**Set exercise**.
Start with the line that contains "Reproduce this screenshot" and end with the line that contains "bg-[#ffffcc] px-px pb-[2px]"; retype those lines and the ones between them exactly, without any pictures.

**Input material**.
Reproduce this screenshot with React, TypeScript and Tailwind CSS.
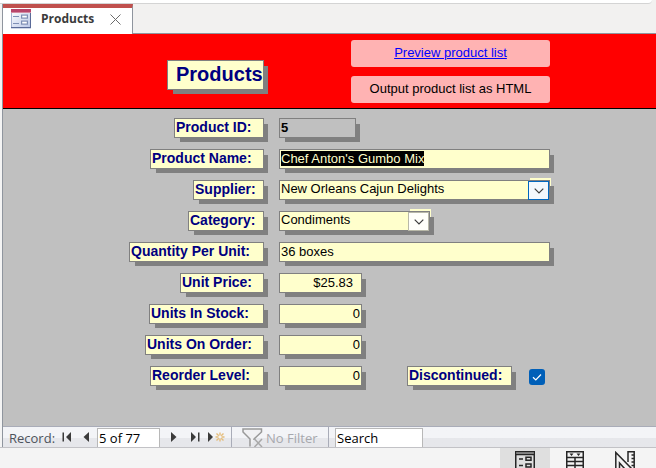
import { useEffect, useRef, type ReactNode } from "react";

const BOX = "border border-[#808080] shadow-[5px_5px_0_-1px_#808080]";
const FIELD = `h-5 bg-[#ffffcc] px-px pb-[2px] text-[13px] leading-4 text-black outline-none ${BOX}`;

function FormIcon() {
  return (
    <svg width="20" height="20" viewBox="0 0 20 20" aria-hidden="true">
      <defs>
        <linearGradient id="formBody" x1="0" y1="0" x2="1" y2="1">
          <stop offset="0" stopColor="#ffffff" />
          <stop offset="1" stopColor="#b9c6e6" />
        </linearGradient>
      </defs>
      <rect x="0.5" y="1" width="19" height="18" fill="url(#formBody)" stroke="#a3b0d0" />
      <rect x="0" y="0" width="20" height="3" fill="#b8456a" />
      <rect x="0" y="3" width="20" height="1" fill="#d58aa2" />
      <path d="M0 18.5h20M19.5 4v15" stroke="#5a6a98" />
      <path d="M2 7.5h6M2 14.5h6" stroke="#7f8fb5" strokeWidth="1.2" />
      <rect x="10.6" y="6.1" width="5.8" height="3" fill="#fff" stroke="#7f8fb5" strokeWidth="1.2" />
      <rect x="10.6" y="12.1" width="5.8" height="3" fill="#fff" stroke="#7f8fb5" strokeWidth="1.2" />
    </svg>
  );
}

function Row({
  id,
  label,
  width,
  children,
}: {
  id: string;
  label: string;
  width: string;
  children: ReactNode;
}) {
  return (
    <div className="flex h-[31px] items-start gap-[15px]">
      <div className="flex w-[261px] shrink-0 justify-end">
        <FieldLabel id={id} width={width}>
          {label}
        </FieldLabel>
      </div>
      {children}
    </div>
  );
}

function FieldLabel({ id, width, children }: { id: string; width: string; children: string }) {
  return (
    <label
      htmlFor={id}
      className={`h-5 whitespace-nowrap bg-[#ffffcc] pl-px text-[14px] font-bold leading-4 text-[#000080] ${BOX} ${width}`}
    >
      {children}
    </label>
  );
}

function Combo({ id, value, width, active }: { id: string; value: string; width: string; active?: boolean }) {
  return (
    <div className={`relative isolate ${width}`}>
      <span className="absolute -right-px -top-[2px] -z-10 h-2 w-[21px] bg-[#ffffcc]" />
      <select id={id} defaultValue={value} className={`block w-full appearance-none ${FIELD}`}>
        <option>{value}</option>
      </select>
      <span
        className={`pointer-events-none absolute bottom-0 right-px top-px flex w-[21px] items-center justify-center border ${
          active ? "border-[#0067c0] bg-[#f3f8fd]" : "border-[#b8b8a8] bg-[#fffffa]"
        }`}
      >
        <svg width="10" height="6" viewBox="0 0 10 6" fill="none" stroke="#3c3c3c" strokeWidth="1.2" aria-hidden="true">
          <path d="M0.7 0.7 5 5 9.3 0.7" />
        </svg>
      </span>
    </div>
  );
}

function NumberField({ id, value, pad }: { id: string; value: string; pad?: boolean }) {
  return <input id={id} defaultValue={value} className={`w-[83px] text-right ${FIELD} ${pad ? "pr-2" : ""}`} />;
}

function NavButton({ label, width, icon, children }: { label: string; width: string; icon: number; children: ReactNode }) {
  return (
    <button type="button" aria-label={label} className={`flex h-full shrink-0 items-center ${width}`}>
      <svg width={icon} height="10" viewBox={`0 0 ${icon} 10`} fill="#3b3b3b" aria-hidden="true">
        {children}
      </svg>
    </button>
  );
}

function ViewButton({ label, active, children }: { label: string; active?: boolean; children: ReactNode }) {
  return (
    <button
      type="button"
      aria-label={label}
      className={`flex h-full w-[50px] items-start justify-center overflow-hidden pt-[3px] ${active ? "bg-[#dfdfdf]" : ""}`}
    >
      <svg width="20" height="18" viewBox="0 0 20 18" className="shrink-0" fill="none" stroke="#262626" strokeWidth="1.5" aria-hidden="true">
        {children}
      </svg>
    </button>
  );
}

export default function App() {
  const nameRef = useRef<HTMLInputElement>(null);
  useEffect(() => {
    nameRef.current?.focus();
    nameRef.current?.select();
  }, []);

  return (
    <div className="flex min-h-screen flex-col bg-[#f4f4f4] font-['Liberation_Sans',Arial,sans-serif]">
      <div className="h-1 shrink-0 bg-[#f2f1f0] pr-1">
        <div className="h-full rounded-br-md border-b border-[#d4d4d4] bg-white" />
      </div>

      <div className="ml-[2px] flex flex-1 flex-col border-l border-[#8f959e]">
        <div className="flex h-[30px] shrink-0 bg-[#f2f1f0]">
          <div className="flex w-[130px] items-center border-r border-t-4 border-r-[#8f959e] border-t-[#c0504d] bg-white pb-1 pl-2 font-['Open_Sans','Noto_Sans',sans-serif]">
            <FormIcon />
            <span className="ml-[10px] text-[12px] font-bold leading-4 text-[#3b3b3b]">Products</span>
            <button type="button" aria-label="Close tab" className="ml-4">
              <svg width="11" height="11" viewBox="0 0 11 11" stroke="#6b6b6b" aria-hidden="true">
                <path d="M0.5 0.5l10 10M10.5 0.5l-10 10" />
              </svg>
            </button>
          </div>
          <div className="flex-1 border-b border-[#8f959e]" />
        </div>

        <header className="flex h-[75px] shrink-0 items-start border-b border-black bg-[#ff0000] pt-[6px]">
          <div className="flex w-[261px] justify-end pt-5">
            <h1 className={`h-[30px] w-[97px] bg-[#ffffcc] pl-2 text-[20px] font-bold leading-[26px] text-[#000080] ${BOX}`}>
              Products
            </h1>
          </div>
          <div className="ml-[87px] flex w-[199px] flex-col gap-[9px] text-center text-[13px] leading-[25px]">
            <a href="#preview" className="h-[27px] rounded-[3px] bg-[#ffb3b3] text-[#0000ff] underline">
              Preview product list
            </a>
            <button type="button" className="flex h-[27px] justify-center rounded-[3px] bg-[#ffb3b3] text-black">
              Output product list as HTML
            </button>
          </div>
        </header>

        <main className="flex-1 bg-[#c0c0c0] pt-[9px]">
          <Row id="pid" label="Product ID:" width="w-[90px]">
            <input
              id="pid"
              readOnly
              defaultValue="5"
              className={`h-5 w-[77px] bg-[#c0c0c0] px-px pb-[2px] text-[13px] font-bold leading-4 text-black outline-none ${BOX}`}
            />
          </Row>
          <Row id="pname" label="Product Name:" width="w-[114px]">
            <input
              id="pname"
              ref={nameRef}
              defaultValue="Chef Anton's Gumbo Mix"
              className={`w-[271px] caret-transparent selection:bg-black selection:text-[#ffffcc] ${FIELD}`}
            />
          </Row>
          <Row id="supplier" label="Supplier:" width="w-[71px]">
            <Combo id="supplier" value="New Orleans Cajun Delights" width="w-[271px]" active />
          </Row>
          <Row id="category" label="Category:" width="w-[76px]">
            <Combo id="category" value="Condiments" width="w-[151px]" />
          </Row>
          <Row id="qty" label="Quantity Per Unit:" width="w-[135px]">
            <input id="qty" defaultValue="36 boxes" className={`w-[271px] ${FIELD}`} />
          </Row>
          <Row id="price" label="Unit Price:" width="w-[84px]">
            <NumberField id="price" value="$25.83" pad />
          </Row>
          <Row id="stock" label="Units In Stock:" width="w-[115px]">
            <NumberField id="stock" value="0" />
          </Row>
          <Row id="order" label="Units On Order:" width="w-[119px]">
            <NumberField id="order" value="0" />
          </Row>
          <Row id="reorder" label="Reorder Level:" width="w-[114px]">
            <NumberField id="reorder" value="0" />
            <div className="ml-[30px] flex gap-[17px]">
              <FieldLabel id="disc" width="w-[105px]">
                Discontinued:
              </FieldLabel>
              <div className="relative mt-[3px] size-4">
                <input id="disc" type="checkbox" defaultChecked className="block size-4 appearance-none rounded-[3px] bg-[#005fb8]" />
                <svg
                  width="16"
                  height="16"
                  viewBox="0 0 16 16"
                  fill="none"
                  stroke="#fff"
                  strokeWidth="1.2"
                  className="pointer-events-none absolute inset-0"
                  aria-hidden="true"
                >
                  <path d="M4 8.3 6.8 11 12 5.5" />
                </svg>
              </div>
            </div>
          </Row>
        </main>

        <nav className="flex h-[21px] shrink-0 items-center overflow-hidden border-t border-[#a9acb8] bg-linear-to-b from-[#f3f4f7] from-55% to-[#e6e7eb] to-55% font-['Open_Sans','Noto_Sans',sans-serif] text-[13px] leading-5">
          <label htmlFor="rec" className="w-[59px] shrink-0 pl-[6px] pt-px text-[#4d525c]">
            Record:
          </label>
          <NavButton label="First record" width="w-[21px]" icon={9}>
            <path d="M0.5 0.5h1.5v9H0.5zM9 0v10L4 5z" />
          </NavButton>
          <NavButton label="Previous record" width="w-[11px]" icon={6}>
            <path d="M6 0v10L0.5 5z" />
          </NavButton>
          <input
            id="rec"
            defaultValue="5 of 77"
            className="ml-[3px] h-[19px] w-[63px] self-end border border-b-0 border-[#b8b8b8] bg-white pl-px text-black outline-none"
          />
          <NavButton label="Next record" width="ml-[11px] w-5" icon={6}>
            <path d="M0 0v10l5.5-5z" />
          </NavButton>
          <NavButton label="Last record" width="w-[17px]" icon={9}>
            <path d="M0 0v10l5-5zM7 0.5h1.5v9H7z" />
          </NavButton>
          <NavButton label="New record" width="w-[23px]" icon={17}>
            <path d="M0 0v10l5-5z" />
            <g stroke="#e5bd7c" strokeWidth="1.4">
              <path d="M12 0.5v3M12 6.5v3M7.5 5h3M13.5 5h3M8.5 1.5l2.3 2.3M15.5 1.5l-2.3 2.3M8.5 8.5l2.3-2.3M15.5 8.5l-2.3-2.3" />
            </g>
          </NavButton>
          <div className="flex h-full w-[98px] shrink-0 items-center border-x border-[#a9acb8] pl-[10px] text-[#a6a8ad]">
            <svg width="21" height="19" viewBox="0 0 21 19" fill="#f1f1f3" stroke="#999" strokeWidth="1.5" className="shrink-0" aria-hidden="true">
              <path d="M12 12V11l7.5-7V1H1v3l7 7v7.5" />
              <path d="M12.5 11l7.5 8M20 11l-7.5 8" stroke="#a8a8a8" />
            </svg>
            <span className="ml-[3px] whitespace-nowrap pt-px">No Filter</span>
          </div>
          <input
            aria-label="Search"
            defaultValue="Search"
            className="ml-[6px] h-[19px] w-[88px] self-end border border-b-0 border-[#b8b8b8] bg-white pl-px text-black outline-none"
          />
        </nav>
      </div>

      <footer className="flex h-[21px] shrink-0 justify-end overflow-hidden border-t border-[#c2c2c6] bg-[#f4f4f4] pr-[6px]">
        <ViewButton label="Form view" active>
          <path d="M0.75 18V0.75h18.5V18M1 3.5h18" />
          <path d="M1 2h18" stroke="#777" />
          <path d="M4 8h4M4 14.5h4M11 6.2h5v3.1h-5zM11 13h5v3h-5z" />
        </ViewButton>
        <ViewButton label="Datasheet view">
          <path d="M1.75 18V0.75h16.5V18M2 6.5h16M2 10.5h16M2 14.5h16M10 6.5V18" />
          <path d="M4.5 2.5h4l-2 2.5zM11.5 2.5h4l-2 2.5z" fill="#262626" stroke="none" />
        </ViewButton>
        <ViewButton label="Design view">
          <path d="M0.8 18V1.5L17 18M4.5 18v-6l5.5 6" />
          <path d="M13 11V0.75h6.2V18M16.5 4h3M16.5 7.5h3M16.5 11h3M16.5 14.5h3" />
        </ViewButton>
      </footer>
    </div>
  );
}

---

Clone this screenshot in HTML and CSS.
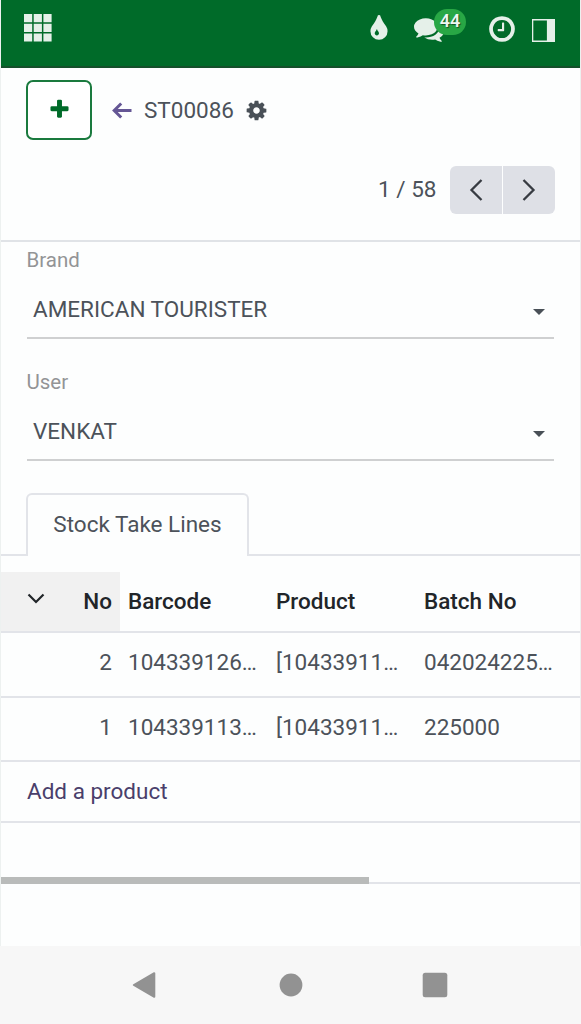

**Exercise answer**.
Reproduce this screenshot with React, TypeScript and Tailwind CSS.
import { useEffect, useRef, type ReactNode } from "react";

const BOX = "border border-[#808080] shadow-[5px_5px_0_-1px_#808080]";
const FIELD = `h-5 bg-[#ffffcc] px-px pb-[2px] text-[13px] leading-4 text-black outline-none ${BOX}`;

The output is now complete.